In the olden days, when typewriters and carbon copies and sending everything off by post was the way things were done, getting an agent was comparatively easy. It wasn’t something you could do by simply pressing a computer key; it took time, effort, nice plastic folders and a lot of typewriter ribbons. Not as many people bothered. I sent three short stories off to an agent, and was taken on straight away. She wanted me to write a book and so, full of confidence and the conviction that I could do something really different I went for speculative fiction, and my main character was an intelligent vegetable that could move and was used as a form of transport. I probably had some sort of plot, but I can’t remember it now. Astonishingly, she didn’t like it.
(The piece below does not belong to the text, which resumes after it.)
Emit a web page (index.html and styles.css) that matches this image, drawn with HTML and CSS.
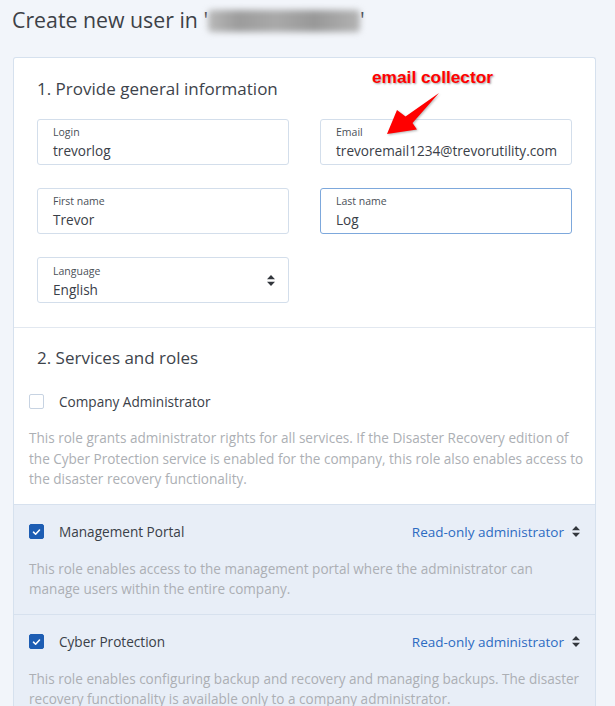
FILE: index.html
```html
<!DOCTYPE html>
<html lang="en">
<head>
<meta charset="utf-8">
<title>Create new user</title>
<link rel="stylesheet" href="styles.css">
</head>
<body>
<header class="header">
  <h1 class="title">Create new user in '<span class="blurred"></span>'</h1>
</header>

<main class="card">
  <section class="general">
    <h2 class="section-title">1. Provide general information</h2>
    <div class="fields">
      <div class="field">
        <span class="field-label">Login</span>
        <span class="field-value">trevorlog</span>
      </div>
      <div class="field">
        <span class="field-label">Email</span>
        <span class="field-value">trevoremail1234@trevorutility.com</span>
      </div>
      <div class="field">
        <span class="field-label">First name</span>
        <span class="field-value">Trevor</span>
      </div>
      <div class="field field-focused">
        <span class="field-label">Last name</span>
        <span class="field-value">Log</span>
      </div>
      <div class="field field-select">
        <div class="field-body">
          <span class="field-label">Language</span>
          <span class="field-value">English</span>
        </div>
        <svg class="sort-icon" viewBox="0 0 8 11" width="8" height="11"><path d="M4 0 L8 4.2 L0 4.2 Z M4 11 L8 6.8 L0 6.8 Z"/></svg>
      </div>
    </div>
  </section>

  <section class="roles">
    <h2 class="section-title roles-title">2. Services and roles</h2>

    <div class="role">
      <div class="role-row">
        <span class="checkbox"></span>
        <span class="role-name">Company Administrator</span>
      </div>
      <p class="role-desc">This role grants administrator rights for all services. If the Disaster Recovery edition of the Cyber Protection service is enabled for the company, this role also enables access to the disaster recovery functionality.</p>
    </div>

    <div class="role role-enabled">
      <div class="role-row">
        <span class="checkbox checkbox-checked"><svg viewBox="0 0 16 16" width="16" height="16"><path d="M4.3 8.2 L6.9 10.7 L11.7 5.6" fill="none" stroke="#fff" stroke-width="1.9" stroke-linecap="round" stroke-linejoin="round"/></svg></span>
        <span class="role-name">Management Portal</span>
        <span class="role-select">Read-only administrator <svg class="sort-icon" viewBox="0 0 8 11" width="8" height="11"><path d="M4 0 L8 4.2 L0 4.2 Z M4 11 L8 6.8 L0 6.8 Z"/></svg></span>
      </div>
      <p class="role-desc">This role enables access to the management portal where the administrator can manage users within the entire company.</p>
    </div>

    <div class="role role-enabled">
      <div class="role-row">
        <span class="checkbox checkbox-checked"><svg viewBox="0 0 16 16" width="16" height="16"><path d="M4.3 8.2 L6.9 10.7 L11.7 5.6" fill="none" stroke="#fff" stroke-width="1.9" stroke-linecap="round" stroke-linejoin="round"/></svg></span>
        <span class="role-name">Cyber Protection</span>
        <span class="role-select">Read-only administrator <svg class="sort-icon" viewBox="0 0 8 11" width="8" height="11"><path d="M4 0 L8 4.2 L0 4.2 Z M4 11 L8 6.8 L0 6.8 Z"/></svg></span>
      </div>
      <p class="role-desc">This role enables configuring backup and recovery and managing backups. The disaster recovery functionality is available only to a company administrator.</p>
    </div>
  </section>
</main>

<div class="annotation">
  <span class="annotation-text">email collector</span>
  <svg class="annotation-arrow" viewBox="0 0 60 50" width="60" height="50"><path d="M3 43 L13 19 L21.5 25.5 L55 2 L28.5 32 L33 38.5 Z" fill="#ff0000"/></svg>
</div>
</body>
</html>
```

FILE: styles.css
```css
html, body {
  margin: 0;
  padding: 0;
}

body {
  background: #f2f5fa;
  font-family: "Open Sans", "Noto Sans", sans-serif;
  color: #3a3f47;
  position: relative;
  min-height: 706px;
  overflow: hidden;
}

.header {
  padding: 6px 0 0 12px;
}

.title {
  margin: 0;
  font-size: 21.3px;
  font-weight: 400;
  line-height: 28px;
  color: #3d4147;
  white-space: nowrap;
}

.blurred {
  display: inline-block;
  width: 152px;
  height: 22px;
  vertical-align: -4px;
  background: linear-gradient(90deg, #b9b9b9 0%, #9c9c9c 20%, #a9a9a9 45%, #989898 70%, #b3b3b3 100%);
  filter: blur(3px);
  border-radius: 4px;
}

.card {
  margin: 23px 19px 0 13px;
  background: #ffffff;
  border: 1px solid #d6e1ee;
  border-bottom: none;
  border-radius: 3px 3px 0 0;
  min-height: 700px;
}

.section-title {
  margin: 0;
  font-size: 17px;
  font-weight: 400;
  line-height: 24px;
  color: #3d434b;
}

.general {
  padding: 19px 23px 24px;
  border-bottom: 1px solid #e2e8f0;
}

.fields {
  margin-top: 18px;
  display: grid;
  grid-template-columns: 252px 252px;
  column-gap: 31px;
  row-gap: 23px;
}

.field {
  height: 46px;
  box-sizing: border-box;
  border: 1px solid #d3deeb;
  border-radius: 3px;
  padding: 5px 15px 0;
  display: flex;
  flex-direction: column;
}

.field-focused {
  border-color: #7da8dc;
}

.field-select {
  flex-direction: row;
  align-items: center;
  padding: 0 13px 0 15px;
}

.field-body {
  flex: 1;
  display: flex;
  flex-direction: column;
  padding-top: 1px;
}

.field-label {
  font-size: 10.5px;
  line-height: 14px;
  color: #4a5058;
}

.field-value {
  margin-top: 3px;
  font-size: 13.6px;
  line-height: 17px;
  color: #3a4048;
  white-space: nowrap;
}

.sort-icon {
  fill: #33373d;
  flex: none;
}

.roles {
  padding-top: 18px;
}

.roles-title {
  margin: 0 0 21px 23px;
}

.role {
  padding: 0 9px 14px 15px;
}

.role-enabled {
  background: #e8eef7;
  border-top: 1px solid #d7e1ee;
  padding-top: 17px;
  padding-bottom: 14px;
}

.role-row {
  display: flex;
  align-items: center;
  height: 20px;
}

.checkbox {
  width: 15px;
  height: 15px;
  box-sizing: border-box;
  border: 1px solid #c7d3e2;
  border-radius: 2px;
  background: #ffffff;
  flex: none;
  display: flex;
  align-items: center;
  justify-content: center;
}

.checkbox-checked {
  background: #1d5db3;
  border-color: #1d5db3;
}

.role-name {
  margin-left: 15px;
  font-size: 13.6px;
  color: #3a4048;
  flex: 1;
}

.role-select {
  display: flex;
  align-items: center;
  gap: 8px;
  margin-right: 6px;
  font-size: 13.5px;
  color: #2d6bc2;
}

.role-desc {
  margin: 17px 0 0;
  padding-right: 1px;
  font-size: 13.55px;
  line-height: 20.5px;
  color: #acafb4;
}

.annotation {
  position: absolute;
  left: 372px;
  top: 66px;
  width: 130px;
  height: 72px;
}

.annotation-text {
  display: block;
  font-family: "Liberation Sans", Arial, sans-serif;
  font-weight: 700;
  font-size: 17.3px;
  line-height: 22px;
  color: #ff0000;
  text-shadow: 1px 1px 2px rgba(80, 80, 80, 0.55);
  white-space: nowrap;
}

.annotation-arrow {
  position: absolute;
  left: 12px;
  top: 25px;
  filter: drop-shadow(1px 1px 1px rgba(90, 90, 90, 0.45));
}
```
I didn’t learn my lesson because, many years later, although I’d had a lot of short stories published and several radio plays broadcast I was still trying to do something radical. That time I set it 5 million years in the future; evolution had done its stuff, and my main character was an intelligent insect. That didn’t sell either, although it got me a distinction on my MA.

 Eventually the penny dropped, and I realised that readers need to be able to identify with the characters you create, which means finding parallels for human concerns. And then it becomes fun. Stray too far from the human condition, and humans lose interest. So how do you make a plant attractive? Especially when it's a cactus, and you give it a slightly prickly personality. Personality is far more important than appearance, although the reader does need to know what the character looks like. In Back to the Divide, I wanted a device for human boy Felix to get hold of some information whilst he was a guest in a tree house. First of all you need an unlikely name…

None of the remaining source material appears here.